2. Offensive Front Kicks- The front kick or rear push kick, is often utilized as a defensive maneuver, but fighters who can use it as an offensive weapon get the most out of it. Often billed in MMA as a "jab" to keep your opponent away, the front kick can be used to cause some serious damage instead. Two or three good front kicks to the body can be devastating to an opponent both physically and mentally.

Top 3 Fighters who Utilize Front Kicks
1. Semmy Schilt
2. Cung Le
3. Tim Boetsch

Top 3 Fight Examples
1. Semmy Schilt vs Pete Williams- UFC 31
2. Tim Boestch vs David Heath- UFC 81
3. Cung Le vs Tony Fryklund- EliteXC: Shamrock vs Baroni

1. Low Kicks- Ever since I started watching mixed martial arts, I've always thought that the low kick was way too underrated and underutilized. I remember watching Pride in the early days and hearing long time announcer Bas Rutten get extremely frustrated when a fighter would land some nice low kicks and then for some reason stop not throw anymore the rest of the fight. Of course Bas used the low kick in his career more often and more effectively than maybe any other fighter in history. The low kick has even been a measuring stick to see if someone is tough enough for MMA in local gyms, as stated in an ESPN the Magazine article on the Militech camp awhile ago. Just recently at UFC 86, Forrest Griffin was crowned the new UFC light heavyweight champion because of some well-placed low kicks on then champ Quinton Jackson that changed the whole flow of the fight. Bottom line, low kicks hurt, alot.

Top 3 Fighters who Utilize Low Kicks
1. Mirko Crocop
2. Thiago Alves
3. Ricardo Arona

Top 3 Fight Examples
1. Mirko Crocop vs Hidehiko Yoshida- Pride Critical Countdown Absolute
2. Bas Rutten vs Ruben Villareal- WFA: King of the Streets
3. Pedro Rizzo vs Randy Couture 1- UFC 31


tylr said...

Matt Hughes VS Carlos Newton is the first fight where I saw someone use side-control the way I think it should be used.

Matt Hughes used to destroy with side-control.

Domination Californication said...


They get no love.

Anonymous said...

The way he traps the nearside arm between his legs opens the opponent up for striking and submissions.

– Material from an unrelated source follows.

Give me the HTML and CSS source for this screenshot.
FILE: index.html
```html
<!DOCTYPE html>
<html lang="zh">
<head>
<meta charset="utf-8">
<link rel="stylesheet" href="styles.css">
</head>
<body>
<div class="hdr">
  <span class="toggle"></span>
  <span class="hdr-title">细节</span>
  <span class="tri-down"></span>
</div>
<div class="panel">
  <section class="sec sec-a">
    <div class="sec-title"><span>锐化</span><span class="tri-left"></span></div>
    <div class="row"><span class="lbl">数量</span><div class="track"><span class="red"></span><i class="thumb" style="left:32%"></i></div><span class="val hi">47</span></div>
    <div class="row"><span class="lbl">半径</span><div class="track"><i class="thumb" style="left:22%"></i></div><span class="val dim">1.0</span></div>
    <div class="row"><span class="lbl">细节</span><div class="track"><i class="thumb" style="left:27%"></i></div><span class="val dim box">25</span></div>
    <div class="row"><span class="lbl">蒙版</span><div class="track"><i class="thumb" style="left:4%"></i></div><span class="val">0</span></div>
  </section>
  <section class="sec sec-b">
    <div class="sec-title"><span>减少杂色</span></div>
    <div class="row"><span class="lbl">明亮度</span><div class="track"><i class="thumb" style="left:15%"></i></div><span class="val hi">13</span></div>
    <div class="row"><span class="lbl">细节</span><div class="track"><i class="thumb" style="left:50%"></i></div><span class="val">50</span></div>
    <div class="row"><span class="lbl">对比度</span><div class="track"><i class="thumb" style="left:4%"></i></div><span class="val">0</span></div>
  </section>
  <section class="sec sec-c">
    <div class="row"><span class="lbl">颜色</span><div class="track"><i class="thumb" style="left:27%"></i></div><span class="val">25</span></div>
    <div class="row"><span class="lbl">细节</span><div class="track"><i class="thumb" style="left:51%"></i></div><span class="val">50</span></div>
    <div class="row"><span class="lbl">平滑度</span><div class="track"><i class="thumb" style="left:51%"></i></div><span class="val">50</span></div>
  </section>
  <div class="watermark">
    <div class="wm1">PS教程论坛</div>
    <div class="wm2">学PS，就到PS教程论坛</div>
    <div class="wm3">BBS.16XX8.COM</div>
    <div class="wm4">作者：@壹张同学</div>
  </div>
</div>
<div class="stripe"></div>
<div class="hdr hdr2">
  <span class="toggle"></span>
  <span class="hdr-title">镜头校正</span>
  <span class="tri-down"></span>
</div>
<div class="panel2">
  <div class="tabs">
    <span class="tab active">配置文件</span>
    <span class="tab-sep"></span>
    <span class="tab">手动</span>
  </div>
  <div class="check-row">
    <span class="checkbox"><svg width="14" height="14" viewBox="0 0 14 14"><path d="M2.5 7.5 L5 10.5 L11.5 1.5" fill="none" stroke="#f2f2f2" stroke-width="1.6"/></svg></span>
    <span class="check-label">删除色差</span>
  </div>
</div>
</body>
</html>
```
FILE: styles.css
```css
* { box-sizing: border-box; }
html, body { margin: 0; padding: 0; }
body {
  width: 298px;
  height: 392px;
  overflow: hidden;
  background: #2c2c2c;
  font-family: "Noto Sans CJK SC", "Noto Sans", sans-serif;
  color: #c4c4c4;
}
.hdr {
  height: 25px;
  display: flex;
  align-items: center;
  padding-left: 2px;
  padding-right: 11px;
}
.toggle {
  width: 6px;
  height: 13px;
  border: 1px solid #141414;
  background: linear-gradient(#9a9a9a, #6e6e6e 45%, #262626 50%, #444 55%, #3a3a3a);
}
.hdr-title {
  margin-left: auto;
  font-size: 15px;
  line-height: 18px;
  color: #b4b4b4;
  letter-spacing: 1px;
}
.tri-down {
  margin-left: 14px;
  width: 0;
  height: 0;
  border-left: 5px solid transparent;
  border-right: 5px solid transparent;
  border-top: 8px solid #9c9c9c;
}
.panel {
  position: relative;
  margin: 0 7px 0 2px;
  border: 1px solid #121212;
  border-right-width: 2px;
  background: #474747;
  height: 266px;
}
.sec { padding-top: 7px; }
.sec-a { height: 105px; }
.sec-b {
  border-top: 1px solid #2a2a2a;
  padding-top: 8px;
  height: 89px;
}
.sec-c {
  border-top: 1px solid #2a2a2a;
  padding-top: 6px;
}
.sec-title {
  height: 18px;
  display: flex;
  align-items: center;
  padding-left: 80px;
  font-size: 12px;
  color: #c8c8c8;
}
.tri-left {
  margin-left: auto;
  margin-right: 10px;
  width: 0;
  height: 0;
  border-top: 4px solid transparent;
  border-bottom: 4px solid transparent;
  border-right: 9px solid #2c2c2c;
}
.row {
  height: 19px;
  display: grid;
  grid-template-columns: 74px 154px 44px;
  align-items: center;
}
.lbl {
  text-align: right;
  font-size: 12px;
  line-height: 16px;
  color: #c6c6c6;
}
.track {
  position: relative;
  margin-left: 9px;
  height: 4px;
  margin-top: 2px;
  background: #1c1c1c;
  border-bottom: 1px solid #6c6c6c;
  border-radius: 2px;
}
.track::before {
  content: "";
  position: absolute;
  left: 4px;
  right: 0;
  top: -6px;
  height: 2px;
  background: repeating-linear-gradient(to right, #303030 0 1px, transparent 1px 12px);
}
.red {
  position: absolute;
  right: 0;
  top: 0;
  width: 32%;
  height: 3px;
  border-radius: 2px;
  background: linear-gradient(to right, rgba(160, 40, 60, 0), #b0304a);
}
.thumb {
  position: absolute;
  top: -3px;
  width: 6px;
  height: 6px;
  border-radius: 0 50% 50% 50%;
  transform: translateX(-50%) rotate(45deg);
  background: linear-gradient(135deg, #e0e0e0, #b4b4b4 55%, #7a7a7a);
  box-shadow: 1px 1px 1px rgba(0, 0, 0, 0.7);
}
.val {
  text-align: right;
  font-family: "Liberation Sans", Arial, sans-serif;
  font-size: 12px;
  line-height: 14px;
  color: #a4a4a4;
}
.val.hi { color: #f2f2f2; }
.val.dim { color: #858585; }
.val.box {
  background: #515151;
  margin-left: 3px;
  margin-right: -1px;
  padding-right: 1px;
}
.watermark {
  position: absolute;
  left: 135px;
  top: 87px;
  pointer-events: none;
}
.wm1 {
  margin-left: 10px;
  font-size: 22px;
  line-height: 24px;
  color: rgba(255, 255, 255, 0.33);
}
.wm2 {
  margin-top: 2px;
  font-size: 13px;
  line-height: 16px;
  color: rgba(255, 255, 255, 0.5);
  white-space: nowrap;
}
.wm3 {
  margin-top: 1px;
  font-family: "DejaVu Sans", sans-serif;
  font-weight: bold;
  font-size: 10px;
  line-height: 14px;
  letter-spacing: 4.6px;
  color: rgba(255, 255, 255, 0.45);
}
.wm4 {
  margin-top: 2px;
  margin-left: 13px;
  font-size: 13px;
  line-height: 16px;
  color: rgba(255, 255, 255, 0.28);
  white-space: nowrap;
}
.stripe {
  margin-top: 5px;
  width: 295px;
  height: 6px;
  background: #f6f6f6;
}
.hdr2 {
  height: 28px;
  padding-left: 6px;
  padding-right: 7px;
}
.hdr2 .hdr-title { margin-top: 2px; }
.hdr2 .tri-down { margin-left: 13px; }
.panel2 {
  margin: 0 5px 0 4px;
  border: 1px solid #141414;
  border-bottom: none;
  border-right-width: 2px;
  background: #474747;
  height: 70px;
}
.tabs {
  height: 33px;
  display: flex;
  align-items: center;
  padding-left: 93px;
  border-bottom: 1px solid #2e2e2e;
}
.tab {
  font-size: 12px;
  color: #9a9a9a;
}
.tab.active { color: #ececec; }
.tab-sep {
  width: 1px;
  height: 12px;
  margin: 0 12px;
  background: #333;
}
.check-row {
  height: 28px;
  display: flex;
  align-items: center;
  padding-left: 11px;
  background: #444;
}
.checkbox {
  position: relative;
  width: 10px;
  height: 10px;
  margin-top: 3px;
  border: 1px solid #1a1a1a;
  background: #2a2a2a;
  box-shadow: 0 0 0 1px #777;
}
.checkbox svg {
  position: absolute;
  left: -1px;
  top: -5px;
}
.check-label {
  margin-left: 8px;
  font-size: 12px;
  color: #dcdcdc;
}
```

This is probably not utilised enough in MMA.

Anonymous said...

The only thing on this list that i agree with is the body attacks to a grounded opponent. low kicks are used by alot of people, and people that don't use them probably just aren't comfortable kicking. side mount is also getting used pretty often, especially with the popularity of that crucifix position we saw cain valasquez beat Jake o'brien with. and as a trained fighter with professional bouts i can speak with authority on the matter of offensive front kicks; they're a bad idea and leave you very off balance. if you have the kicking prowess of cung le of the length of schilt then you may be able to pull it off occasionally, but for the majority of fighters it's underused very much on purpose. P.S. i love this site. i waste so much time here watching fights and reading articles; thanks for giving all of us fight junkies a home.

Anonymous said...

When discussing front kicks, you forgot to mention Amir Sadollah. His fights were the first time I saw them used regularly and successfully. I found it surprising because I had seen them used so rarely before that...I'd always assumed fighters were told not to throw them, although I don't know why.

ian said...

For effective use of front kicks i'd like to recommend the recent Melendez vs. Thompson fight. Awesome display of a variety of front kicks (even some to the face!).

Anonymous said...

Front kicks are definitely underutilized, but probably for a good reason. Like what the other guy said, it can leave you off balance and vulnerable to attack. Also, basically, you're giving the guy your leg.

Anonymous said...

i think the most under utilized move is the foot stomp. liben uses it and it successful. i have seen other fighter use it but not very often, this is a devistating move in the clinch. flatten the tires and they cant go anywhere

Anonymous said...

obvously you probably dont train in much of the aspects of striking.

to realize. front kicks requre flexblity. and

for FRONT-kicks.

the measurement has to be perfect.

to short of distance= bascally a knee.

to long= easy take down.

Bart said...

Bas used the thrust kick quite a bit - I'm surprised you didn't put him on that list.

As for what the other guys said, yeah the front kick is tricky BUT... it's value comes from the fact that it's a linear strike instead of circular/horizontal like the Muay Thai kicks.

Like others said, it's underutilized on purpose.